National River Protection Commission General Member Md Alauddin said the rivers' environmental balance is being disrupted by the emergence of these river islands and their illegal acquisition, threatening the biodiversity of those rivers.
Bangladesh Water Development Board's (BWDB) Executive Engineer of Sylhet unit Md Sirajul Islam said: "I believe that, every year, the navigability of Sylhet's rivers decreases by half a metre due to the inflow of silt from India."
He furthered that India's Barak river flows into streams through the Surma and Kushiyara at Bangladesh's Amalsid point. As the Surma river's source has filled with silt, most of the water flows through the Kushiyara river, resulting in horrific erosion on the river banks.
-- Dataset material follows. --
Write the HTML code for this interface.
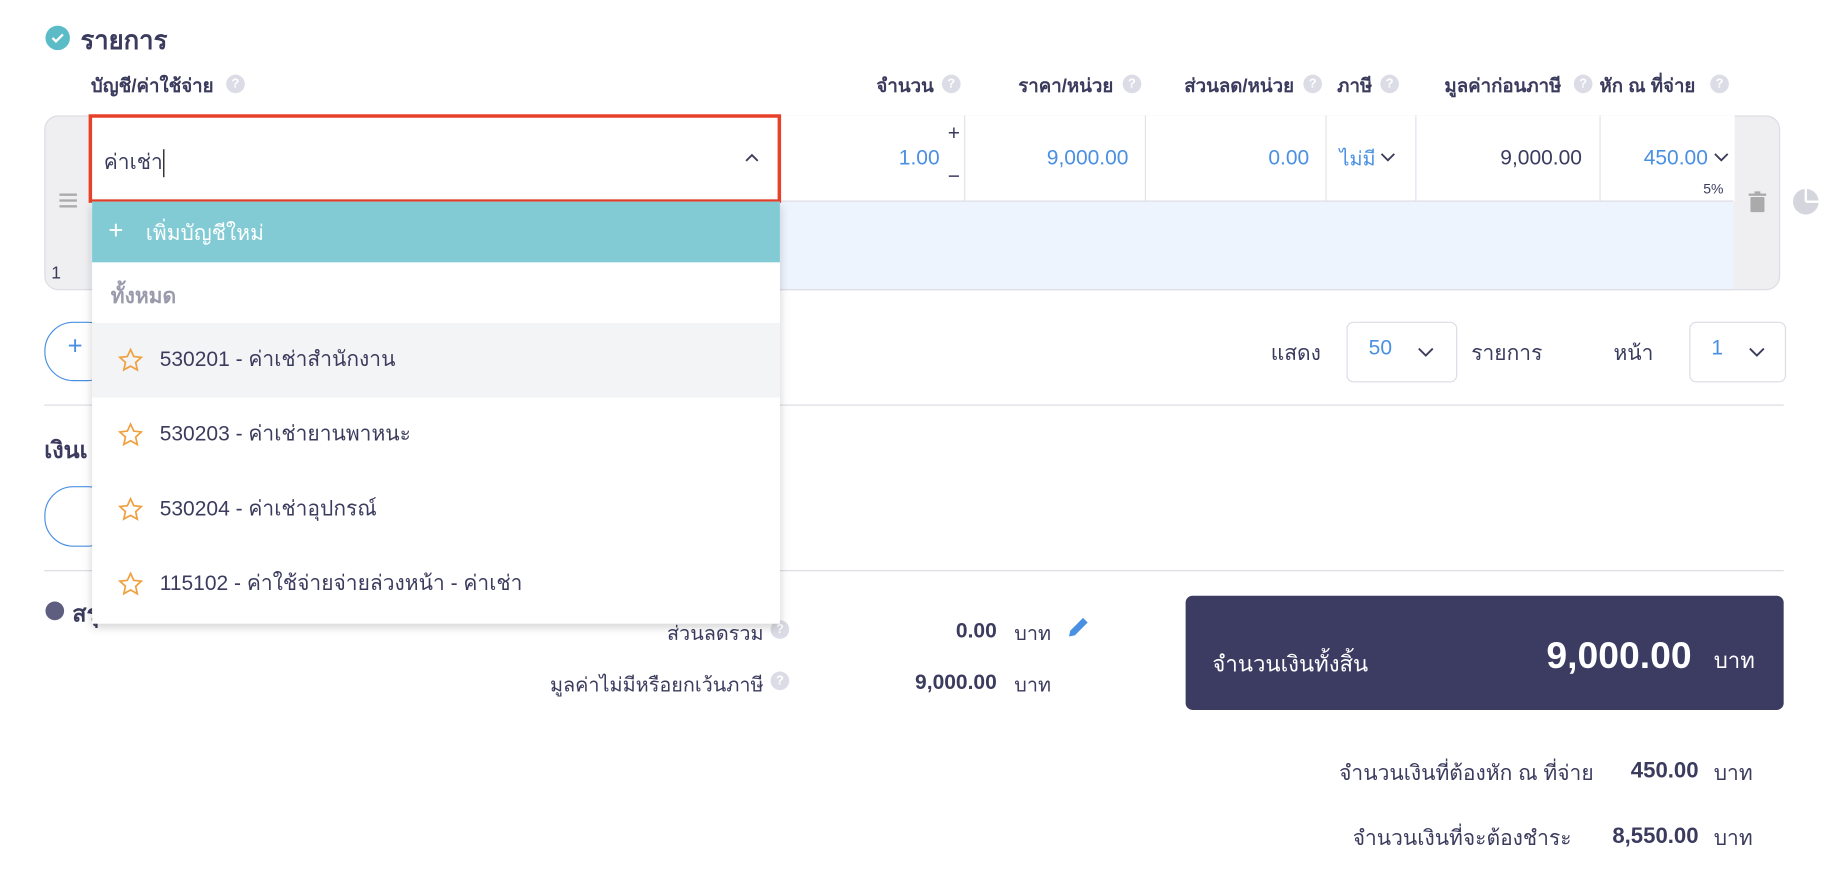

River water flow disrupted
The BWDB official also said the Piyain river—the trans-boundary river of India and Bangladesh that used to flow down from India's Omghat—has already filled with sediment. Thus, this river is flowing through the Dawki river.
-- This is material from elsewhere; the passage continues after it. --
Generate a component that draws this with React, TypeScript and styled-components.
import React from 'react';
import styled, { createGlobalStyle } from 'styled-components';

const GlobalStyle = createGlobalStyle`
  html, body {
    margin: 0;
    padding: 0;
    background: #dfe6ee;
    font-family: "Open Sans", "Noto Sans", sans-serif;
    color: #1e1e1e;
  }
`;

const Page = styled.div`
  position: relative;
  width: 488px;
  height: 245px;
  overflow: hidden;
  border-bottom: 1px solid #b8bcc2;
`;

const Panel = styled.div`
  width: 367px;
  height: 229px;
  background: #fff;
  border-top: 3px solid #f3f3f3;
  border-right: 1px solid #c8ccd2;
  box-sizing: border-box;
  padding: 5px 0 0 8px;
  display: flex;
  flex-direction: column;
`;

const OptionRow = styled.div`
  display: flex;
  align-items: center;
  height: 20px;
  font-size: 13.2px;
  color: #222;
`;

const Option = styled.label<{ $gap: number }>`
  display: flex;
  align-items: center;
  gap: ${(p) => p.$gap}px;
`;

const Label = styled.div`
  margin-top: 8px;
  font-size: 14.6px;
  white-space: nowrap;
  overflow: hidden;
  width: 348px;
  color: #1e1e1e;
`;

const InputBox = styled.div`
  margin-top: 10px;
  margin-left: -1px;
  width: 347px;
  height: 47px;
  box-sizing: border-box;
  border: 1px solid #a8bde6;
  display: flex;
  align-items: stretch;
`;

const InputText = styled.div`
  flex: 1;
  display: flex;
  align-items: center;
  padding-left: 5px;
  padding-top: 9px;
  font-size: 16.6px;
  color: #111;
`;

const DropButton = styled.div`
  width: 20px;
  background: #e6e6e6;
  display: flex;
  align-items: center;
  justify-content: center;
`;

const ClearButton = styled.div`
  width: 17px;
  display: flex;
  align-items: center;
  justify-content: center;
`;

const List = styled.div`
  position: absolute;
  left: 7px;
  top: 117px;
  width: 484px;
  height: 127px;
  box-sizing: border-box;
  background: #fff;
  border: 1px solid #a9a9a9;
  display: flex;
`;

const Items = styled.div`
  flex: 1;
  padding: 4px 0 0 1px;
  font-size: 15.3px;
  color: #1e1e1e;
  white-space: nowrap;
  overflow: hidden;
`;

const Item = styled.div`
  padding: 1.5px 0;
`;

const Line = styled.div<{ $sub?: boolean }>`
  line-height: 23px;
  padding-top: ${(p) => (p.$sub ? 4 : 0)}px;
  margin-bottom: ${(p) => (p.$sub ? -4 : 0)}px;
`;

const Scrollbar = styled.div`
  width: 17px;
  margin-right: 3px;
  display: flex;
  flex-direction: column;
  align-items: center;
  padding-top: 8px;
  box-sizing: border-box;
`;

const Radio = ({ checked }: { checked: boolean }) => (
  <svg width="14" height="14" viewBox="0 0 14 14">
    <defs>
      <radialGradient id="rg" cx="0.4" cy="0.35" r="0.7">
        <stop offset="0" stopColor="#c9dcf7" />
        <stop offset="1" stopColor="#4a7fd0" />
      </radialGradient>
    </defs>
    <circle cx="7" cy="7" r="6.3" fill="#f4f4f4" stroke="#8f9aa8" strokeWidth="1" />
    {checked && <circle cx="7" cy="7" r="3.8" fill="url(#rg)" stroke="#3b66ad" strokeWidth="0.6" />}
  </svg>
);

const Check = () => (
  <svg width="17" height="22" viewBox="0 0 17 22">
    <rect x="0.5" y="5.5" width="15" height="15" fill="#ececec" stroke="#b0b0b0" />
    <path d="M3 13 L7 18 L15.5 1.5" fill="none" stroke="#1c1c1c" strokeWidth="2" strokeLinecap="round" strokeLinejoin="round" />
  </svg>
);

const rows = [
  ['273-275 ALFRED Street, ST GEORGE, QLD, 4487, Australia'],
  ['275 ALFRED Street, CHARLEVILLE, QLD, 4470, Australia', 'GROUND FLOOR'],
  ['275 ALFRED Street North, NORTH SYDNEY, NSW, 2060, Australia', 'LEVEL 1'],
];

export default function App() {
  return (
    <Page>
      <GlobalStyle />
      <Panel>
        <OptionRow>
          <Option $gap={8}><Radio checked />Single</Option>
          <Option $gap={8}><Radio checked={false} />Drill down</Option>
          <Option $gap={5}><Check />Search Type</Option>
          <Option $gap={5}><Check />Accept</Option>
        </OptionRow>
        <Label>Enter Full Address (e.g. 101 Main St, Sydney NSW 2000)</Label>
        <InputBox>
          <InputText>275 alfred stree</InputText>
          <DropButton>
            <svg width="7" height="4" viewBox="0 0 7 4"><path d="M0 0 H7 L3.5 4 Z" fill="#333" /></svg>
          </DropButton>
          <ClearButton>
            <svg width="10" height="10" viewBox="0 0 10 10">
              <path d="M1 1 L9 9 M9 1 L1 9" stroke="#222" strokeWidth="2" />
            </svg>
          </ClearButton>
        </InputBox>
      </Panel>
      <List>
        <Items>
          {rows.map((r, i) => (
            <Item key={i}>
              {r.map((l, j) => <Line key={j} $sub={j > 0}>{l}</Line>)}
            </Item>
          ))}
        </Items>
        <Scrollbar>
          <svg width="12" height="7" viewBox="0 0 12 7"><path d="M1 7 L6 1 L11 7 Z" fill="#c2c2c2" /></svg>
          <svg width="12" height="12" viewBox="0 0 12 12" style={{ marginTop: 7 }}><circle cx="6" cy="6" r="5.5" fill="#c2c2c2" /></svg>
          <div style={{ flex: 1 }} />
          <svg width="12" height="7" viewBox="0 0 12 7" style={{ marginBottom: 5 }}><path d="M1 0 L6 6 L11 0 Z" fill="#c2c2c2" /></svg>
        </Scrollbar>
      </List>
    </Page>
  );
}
At Amalsid point, the Surma river is flowing in the opposite direction and has taken a right turn; and Kushiyara is also flowing in the same alignment.
Some 60% of the water inflow from India flows through the Surma river and the remaining 40-35% flows through the Kushiyara river; the inconsistency of water flow is causing the silt deposits and erosion.
Huge river islands have started to emerge at the source of the Surma river, almost killing the upper Surma. Of the 53 kilometres of this river, 26 kilometres flow along the border—which is creating immense pressure on the Kushiyara river—causing river erosion on its banks, the BWDB official added.
Sirajul Islam furthered: "If dredging operations are executed on the upper Surma river— with the consent of both India and Bangladesh's government—then the navigability crisis, environmental-ecological problems, and other inconveniences might be averted.
"All the silt from landslides, mudslides, or flow from upstream is depositing on Bangladesh's side of the river."
He said since water flow is higher in the upper Surma channel—than its capacity to uphold the flow—river islands are being created near the piers of all the bridges on the channels, while the velocity of the flow decreases.
Due to this, a whole town of Kanaighat was flooded in three hours last year, he added.
Describing basin management as the key to the river’s condition, the BWDB executive engineer said: "The river basin is not in my country, so how should I manage that? This problem does not even have a scientific solution."
According to information on river research by Sylhet Agricultural University's Soil Science Department Professor, also the Dean of the Faculty of Agriculture, Dr Md Abul Kashem, every year 800,000,000 million tonnes of sand and silt are deposited in Bangladesh.
Bangladesh is facing frequent floods now, whereas it only used to flood every five to seven years due to the overflowing river bodies.
He stated that apart from Sunamganj, Moulvibazar, and Habiganj, silt from India flows through 57 upazilas of seven districts—including Brahmanbaria, Kishoreganj and Netrokona—into the Meghna river, crossing near Brahmanbaria's Titas, old Brahmaputra, and Bhairab.
However, the depth of all three points through which silt is carried has decreased, causing frequent flooding every year.
He said: "There have been no major dredging operation on rivers in the eastern region of Bangladesh, because of this, it is difficult to avoid the crisis."